The teacher, along with his legal representatives, met with the investigator on Friday June 17 and answered questions regarding the allegations of rape and assault. The teacher categorically denied the allegations.

“The completed investigative report was presented to the head master and council chair on Tuesday June 21. This report concluded that all the material evidence that had emerged in the investigation had proven to contradict the pupil’s specific allegations, as detailed in her affidavit given to the police.

“Based on all the evidence gathered, including timetable schedules, teacher allocations, CCTV footage and interviews with and statements taken from various witnesses, the only conclusion that could be drawn was that there was and is no merit in the allegations contained in the pupil’s affidavit. In fact, the allegations are contradicted by the independent, objective evidence.”

The principal said the school had accepted the findings of the internal investigation and as a result would not be pursuing any disciplinary action against the teacher.

“The investigation has concluded that there is no truth to the allegations. The teacher has been fully exonerated by the comprehensive police and school investigations and consequently the principal has, in line with our policies, lifted the suspension of the teacher with immediate effect.”

The principal met with the teacher on Tuesday to discuss his return to duties. It was agreed that he would return to the school to meet with staff today, Thursday June 23, and resume teaching classes at the start of next term.

“The school takes allegations or reports by pupils of alleged teacher misconduct most seriously, especially when the allegations are of the nature made in this matter, and we remain committed to doing so,” the principal said.

“By the same token, the school expects its pupils to act responsibly when making such serious allegations. As the pupil and her family have severed all ties with the school and she is no longer a pupil at the school, the school is unable to proceed with a disciplinary process against the pupil to address her conduct in this matter.”

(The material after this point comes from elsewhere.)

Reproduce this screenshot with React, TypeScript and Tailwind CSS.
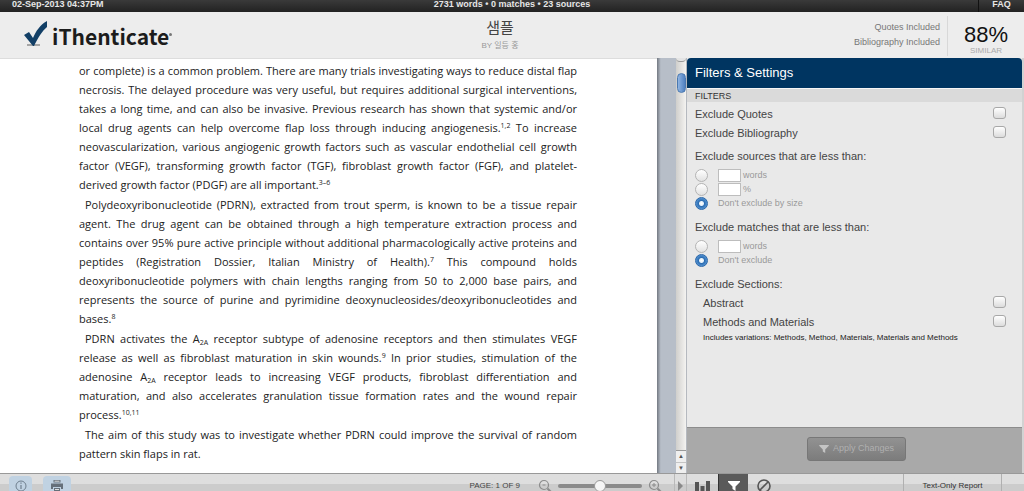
import { useState } from "react";
import type { ReactNode } from "react";

const checkboxClass =
  "mb-1 h-3 w-[13px] shrink-0 appearance-none rounded-[3px] border border-[#a8a8a8] bg-gradient-to-b from-white to-[#dcdcdc] checked:from-[#7fb0e0] checked:to-[#2f6fb4]";
const radioClass =
  "h-[13px] w-[13px] shrink-0 appearance-none rounded-full border border-[#b4b4b4] bg-gradient-to-b from-white to-[#e2e2e2] checked:border-[#2a66a8] checked:bg-[radial-gradient(circle,#ffffff_0,#e4f0fa_2px,#2c6db2_3px,#5c9ad8_6px)]";

type Line = { text: ReactNode; last?: boolean };

const S = ({ children }: { children: ReactNode }) => (
  <sup className="-top-1 text-[7px] leading-none">{children}</sup>
);
const Sub = () => <sub className="-bottom-0.5 text-[7px] leading-none">2A</sub>;

const paragraphs: Line[][] = [
  [
    { text: "or complete) is a common problem. There are many trials investigating ways to reduce distal flap" },
    { text: "necrosis. The delayed procedure was very useful, but requires additional surgical interventions," },
    { text: "takes a long time, and can also be invasive. Previous research has shown that systemic and/or" },
    { text: <>local drug agents can help overcome flap loss through inducing angiogenesis.<S>1,2</S> To increase</> },
    { text: "neovascularization, various angiogenic growth factors such as vascular endothelial cell growth" },
    { text: "factor (VEGF), transforming growth factor (TGF), fibroblast growth factor (FGF), and platelet-" },
    { text: <>derived growth factor (PDGF) are all important.<S>3–6</S></>, last: true },
  ],
  [
    { text: "Polydeoxyribonucleotide (PDRN), extracted from trout sperm, is known to be a tissue repair" },
    { text: "agent. The drug agent can be obtained through a high temperature extraction process and" },
    { text: "contains over 95% pure active principle without additional pharmacologically active proteins and" },
    { text: <>peptides (Registration Dossier, Italian Ministry of Health).<S>7</S> This compound holds</> },
    { text: "deoxyribonucleotide polymers with chain lengths ranging from 50 to 2,000 base pairs, and" },
    { text: "represents the source of purine and pyrimidine deoxynucleosides/deoxyribonucleotides and" },
    { text: <>bases.<S>8</S></>, last: true },
  ],
  [
    { text: <>PDRN activates the A<Sub /> receptor subtype of adenosine receptors and then stimulates VEGF</> },
    { text: <>release as well as fibroblast maturation in skin wounds.<S>9</S> In prior studies, stimulation of the</> },
    { text: <>adenosine A<Sub /> receptor leads to increasing VEGF products, fibroblast differentiation and</> },
    { text: "maturation, and also accelerates granulation tissue formation rates and the wound repair" },
    { text: <>process.<S>10,11</S></>, last: true },
  ],
  [
    { text: "The aim of this study was to investigate whether PDRN could improve the survival of random" },
    { text: "pattern skin flaps in rat.", last: true },
  ],
];

const FunnelIcon = ({ className }: { className: string }) => (
  <svg viewBox="0 0 12 10" className={className} fill="currentColor">
    <path d="M0 0h12v1L7.5 5.5V10L4.5 8V5.5L0 1z" />
  </svg>
);

const MagnifierIcon = ({ plus }: { plus?: boolean }) => (
  <svg viewBox="0 0 14 14" className="h-3.5 w-3.5 shrink-0 text-[#8c8c8c]" fill="none" stroke="currentColor">
    <circle cx="6" cy="6" r="4.5" strokeWidth="1.2" />
    <path d="M9.5 9.5l4 4" strokeWidth="2" />
    <path d={plus ? "M4 6h4M6 4v4" : "M4.5 6h3"} strokeWidth="1" />
  </svg>
);

const CheckRow = ({ id, label, indent }: { id: string; label: string; indent?: boolean }) => (
  <div className={`flex h-[19px] items-center justify-between ${indent ? "pl-2" : ""}`}>
    <label htmlFor={id}>{label}</label>
    <input id={id} type="checkbox" className={checkboxClass} />
  </div>
);

const LimitRow = ({ name, unit }: { name: string; unit: string }) => (
  <div className="flex h-3.5 items-center">
    <input type="radio" name={name} id={`${name}-${unit}`} className={radioClass} />
    <input
      type="text"
      aria-label={`${name} ${unit}`}
      className="ml-2.5 h-[13px] w-[23px] border border-[#bdbdbd] bg-white"
    />
    <label htmlFor={`${name}-${unit}`} className="pt-px pl-0.5">{unit}</label>
  </div>
);

const OffRow = ({ name, label }: { name: string; label: string }) => (
  <div className="flex h-3.5 items-center">
    <input type="radio" name={name} id={`${name}-off`} defaultChecked className={radioClass} />
    <label htmlFor={`${name}-off`} className="pt-px pl-2.5">{label}</label>
  </div>
);

const App = () => {
  const [zoom, setZoom] = useState(50);

  return (
    <div className="flex h-screen flex-col overflow-hidden bg-white font-['Liberation_Sans',Arial,sans-serif]">
      {/* TOP BAR */}
      <div className="grid h-3 shrink-0 grid-cols-3 bg-gradient-to-b from-[#3a3a3a] to-[#222222] text-[9px] leading-[9px] font-bold text-[#e6e6e6]">
        <span className="pl-3">02-Sep-2013 04:37PM</span>
        <span className="text-center">2731 words • 0 matches • 23 sources</span>
        <div className="flex justify-end">
          <a href="#faq" className="w-[46px] border-l border-[#111111] text-center">FAQ</a>
        </div>
      </div>

      {/* HEADER */}
      <header className="grid h-[46px] shrink-0 grid-cols-3 bg-[#ededed]">
        <div className="flex items-center pl-6">
          <svg viewBox="0 0 24 26" className="mb-1 h-[26px] w-6">
            <path d="M3 23h13v2H3z" fill="#a5a5a5" />
            <path d="M0 14l5-3 4 6C12 10 16 4 23 0v6C18 10 14 17 10 25H9z" fill="#123f66" />
          </svg>
          <span className="pl-1 font-['Noto_Sans_CJK_KR',sans-serif] text-[21px] leading-6 font-bold text-[#1c1c1c]">
            iThenticate
          </span>
          <span className="mb-1 h-[3px] w-[3px] rounded-full bg-[#777777]" />
        </div>
        <div className="flex flex-col items-center pt-1.5 pr-6 font-['Liberation_Sans','Noto_Sans_CJK_KR',sans-serif]">
          <h1 className="text-[15px] leading-5 text-[#444444]">샘플</h1>
          <p className="pt-0.5 text-[8px] leading-3 text-[#999999]">BY 일등 홍</p>
        </div>
        <div className="flex justify-end">
          <div className="pt-2 pr-[7px] text-right text-[9px] leading-[15px] text-[#777777]">
            <p>Quotes Included</p>
            <p>Bibliography Included</p>
          </div>
          <div className="my-1 w-[77px] border-l border-[#d8d8d8] pt-2 text-center">
            <p className="text-[22px] leading-[22px] text-[#111111]">88%</p>
            <p className="text-[8px] leading-[10px] text-[#aaaaaa]">SIMILAR</p>
          </div>
        </div>
      </header>

      <div className="flex min-h-0 flex-1">
        {/* DOCUMENT */}
        <main className="flex min-w-0 flex-1 bg-[#b7bec8]">
          <article className="min-w-0 flex-1 space-y-px overflow-hidden border-t border-[#dddddd] bg-white pt-0.5 pr-20 pl-[79px] font-['Open_Sans',sans-serif] text-[11px] leading-[19px] text-[#222222]">
            {paragraphs.map((lines, p) => (
              <p key={p}>
                {lines.map((line, i) => (
                  <span
                    key={i}
                    className={`block whitespace-nowrap ${line.last ? "text-left" : "[text-align-last:justify]"} ${i === 0 && p > 0 ? "pl-1.5" : ""}`}
                  >
                    {line.text}
                  </span>
                ))}
              </p>
            ))}
          </article>
          <div className="w-[19px] shrink-0 bg-gradient-to-r from-[#737982] via-[#b7bec8] via-20% to-[#b7bec8]" />
          <div className="flex w-[11px] shrink-0 flex-col items-center border-r border-[#b5b9bf] bg-gradient-to-r from-[#d0cfcc] to-[#f4f3f1]">
            <div className="h-1 w-full shrink-0 rounded-b-full border-b border-[#999999] bg-[#e4e4e4]" />
            <div className="mt-[11px] h-5 w-[9px] shrink-0 rounded-full border border-[#4a78b0] bg-gradient-to-r from-[#8fb4e2] to-[#4f80c0]" />
            <div className="flex-1" />
            <div className="w-full border-b border-[#999999]" />
            <button aria-label="Scroll up" className="h-[11px] w-full bg-[#efefef] text-[6px] leading-[11px] text-[#555555]">▲</button>
            <button aria-label="Scroll down" className="h-[11px] w-full border-t border-[#c4c4c4] bg-[#efefef] text-[6px] leading-[11px] text-[#555555]">▼</button>
          </div>
        </main>

        {/* FILTERS PANEL */}
        <aside className="flex w-[337px] shrink-0 flex-col border-r-2 border-[#d2d2d2] bg-[#e9e9e9] text-[11px] text-[#444444]">
          <h2 className="h-[30px] shrink-0 rounded-t bg-[#003561] pl-2 text-[13px] leading-[30px] text-white">
            Filters &amp; Settings
          </h2>
          <h3 className="h-3.5 shrink-0 border-t border-[#f6f6f6] bg-[#dadada] pl-2 text-[9px] leading-[14px] text-[#333333]">
            FILTERS
          </h3>
          <form className="flex min-h-0 flex-1 flex-col">
            <div className="min-h-0 flex-1 pt-[3px] pr-4 pl-2">
              <CheckRow id="quotes" label="Exclude Quotes" />
              <CheckRow id="bibliography" label="Exclude Bibliography" />
              <fieldset className="mt-1">
                <legend className="h-[21px] leading-[19px]">Exclude sources that are less than:</legend>
                <div className="text-[9px] text-[#999999]">
                  <LimitRow name="sources" unit="words" />
                  <LimitRow name="sources" unit="%" />
                  <OffRow name="sources" label="Don't exclude by size" />
                </div>
              </fieldset>
              <fieldset className="mt-2">
                <legend className="h-[21px] leading-[19px]">Exclude matches that are less than:</legend>
                <div className="text-[9px] text-[#999999]">
                  <LimitRow name="matches" unit="words" />
                  <OffRow name="matches" label="Don't exclude" />
                </div>
              </fieldset>
              <fieldset className="mt-2">
                <legend className="h-[19px] leading-[19px]">Exclude Sections:</legend>
                <CheckRow id="abstract" label="Abstract" indent />
                <CheckRow id="methods" label="Methods and Materials" indent />
                <p className="pl-2 text-[8px] leading-3 text-[#222222]">
                  Includes variations: Methods, Method, Materials, Materials and Methods
                </p>
              </fieldset>
            </div>
            <div className="flex h-[46px] shrink-0 items-center justify-center border-t border-[#8c8c8c] bg-[#a9a9a9] pb-1 pl-1">
              <button
                type="button"
                className="flex h-6 w-[99px] items-center justify-center gap-1 rounded-[3px] border border-[#777777] bg-gradient-to-b from-[#929292] to-[#7c7c7c] text-[9px] text-[#b0b0b0]"
              >
                <FunnelIcon className="h-2 w-2.5 text-[#c4c4c4]" />
                Apply Changes
              </button>
            </div>
          </form>
        </aside>
      </div>

      {/* FOOTER */}
      <footer className="flex h-[18px] shrink-0 overflow-hidden border-t border-[#999999] bg-gradient-to-b from-[#dedede] from-60% to-[#cccccc] to-60%">
        <div className="flex h-6 min-w-0 flex-1 items-center">
          <button aria-label="Document info" className="mt-1 ml-[9px] flex h-full w-[23px] items-center justify-center rounded bg-[#c0d2e2] pb-1">
            <svg viewBox="0 0 12 12" className="h-3 w-3 text-[#6f7f8e]" fill="none" stroke="currentColor">
              <circle cx="6" cy="6" r="5" />
              <path d="M6 5v4M6 2.5v1.2" strokeWidth="1.2" />
            </svg>
          </button>
          <button aria-label="Print" className="mt-1 ml-[11px] flex h-full w-7 items-center justify-center rounded bg-[#c0d2e2] pb-1">
            <svg viewBox="0 0 12 12" className="h-3 w-3 text-[#66707a]" fill="currentColor">
              <path d="M2.5 0h7v2.5h-7zM0 3.5h12V9h-2V7H2v2H0zM3 8h6v4H3z" />
              <path d="M3.5 1.2h5M4 9.5h4" stroke="#dedede" />
            </svg>
          </button>
          <span className="ml-auto pr-[18px] text-[8px] text-[#444444]">PAGE: 1 OF 9</span>
          <MagnifierIcon />
          <input
            type="range"
            aria-label="Zoom"
            value={zoom}
            onChange={(e) => setZoom(Number(e.target.value))}
            className="mx-1.5 h-1 w-[84px] appearance-none rounded-full bg-[#8b8b8b] [&::-webkit-slider-thumb]:h-3 [&::-webkit-slider-thumb]:w-3 [&::-webkit-slider-thumb]:appearance-none [&::-webkit-slider-thumb]:rounded-full [&::-webkit-slider-thumb]:border [&::-webkit-slider-thumb]:border-[#999999] [&::-webkit-slider-thumb]:bg-[#f6f6f6]"
          />
          <MagnifierIcon plus />
          <button aria-label="Collapse panel" className="ml-3 flex h-full w-[13px] items-center justify-center border-x border-[#b9b9b9]">
            <svg viewBox="0 0 5 10" className="h-2.5 w-[5px] text-[#8a8a8a]" fill="currentColor">
              <path d="M0 0l5 5-5 5z" />
            </svg>
          </button>
        </div>
        <div className="flex h-6 w-[337px] shrink-0 items-center">
          <button aria-label="Sources" className="flex h-full w-[31px] items-center justify-center">
            <svg viewBox="0 0 15 10" className="h-2.5 w-[15px] text-[#555555]" fill="currentColor">
              <path d="M0 1h4v9H0zM5.5 5h4v5h-4zM11 0h4v10h-4z" />
            </svg>
          </button>
          <button aria-label="Filters" className="flex h-full w-[30px] items-center justify-center border-l border-[#333333] bg-[#5a5a5a]">
            <FunnelIcon className="h-2.5 w-3 text-white" />
          </button>
          <button aria-label="Excluded" className="flex h-full w-8 items-center justify-center">
            <svg viewBox="0 0 14 14" className="h-3.5 w-3.5 text-[#555555]" fill="none" stroke="currentColor" strokeWidth="1.6">
              <circle cx="7" cy="7" r="6" />
              <path d="M3 11l8-8" />
            </svg>
          </button>
          <button className="mr-[22px] ml-auto h-full w-[99px] border-x border-[#b0b0b0] text-[8px] text-[#333333]">
            Text-Only Report
          </button>
        </div>
      </footer>
    </div>
  );
};

export default App;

The principal said the school acknowledged the “significant pain and turmoil” these allegations has caused the teacher, his family and the school community.

“The teacher’s attorneys have advised the school that they intend writing to the pupil’s family on his behalf to demand a public apology, the payment of the legal costs he incurred in dealing with the allegations and an appropriate contribution by the family to Rape Crisis.

“The school is now in a position to move forward and put these traumatic allegations behind us. We pledge our full support to the teacher as he returns to assume his teaching and other duties.”

Patric Solomons, director of child rights NGO, Molo Songololo, said it was vital that all allegations of rape and sexual abuse were thoroughly investigated at schools.

“The first thing is that the child must feel that he or she is completely trusted when it comes to reporting such allegations. That is a very important area when it comes to investigating these matters,” Mr Solomons said.

“Certainly at Molo Songololo we have had cases where children have not been entirely honest, but the reasons might vary. They might be put up to it by their peers or they might feel ignored. However, the key to addressing cases like these is that they must be taken through a process where they are made aware of the dangers of telling lies.”

Mr Solomons added that in such cases it was unfortunate that children decided to leave a school.

“A child should be made to feel comfortable. This can come about by having trained educators who not only explain the dangers of sexual abuse, but also what can result if they are not honest. The interventions need to be centred on the pupil.”

Captain Latchman said no charges had been brought against the pupil.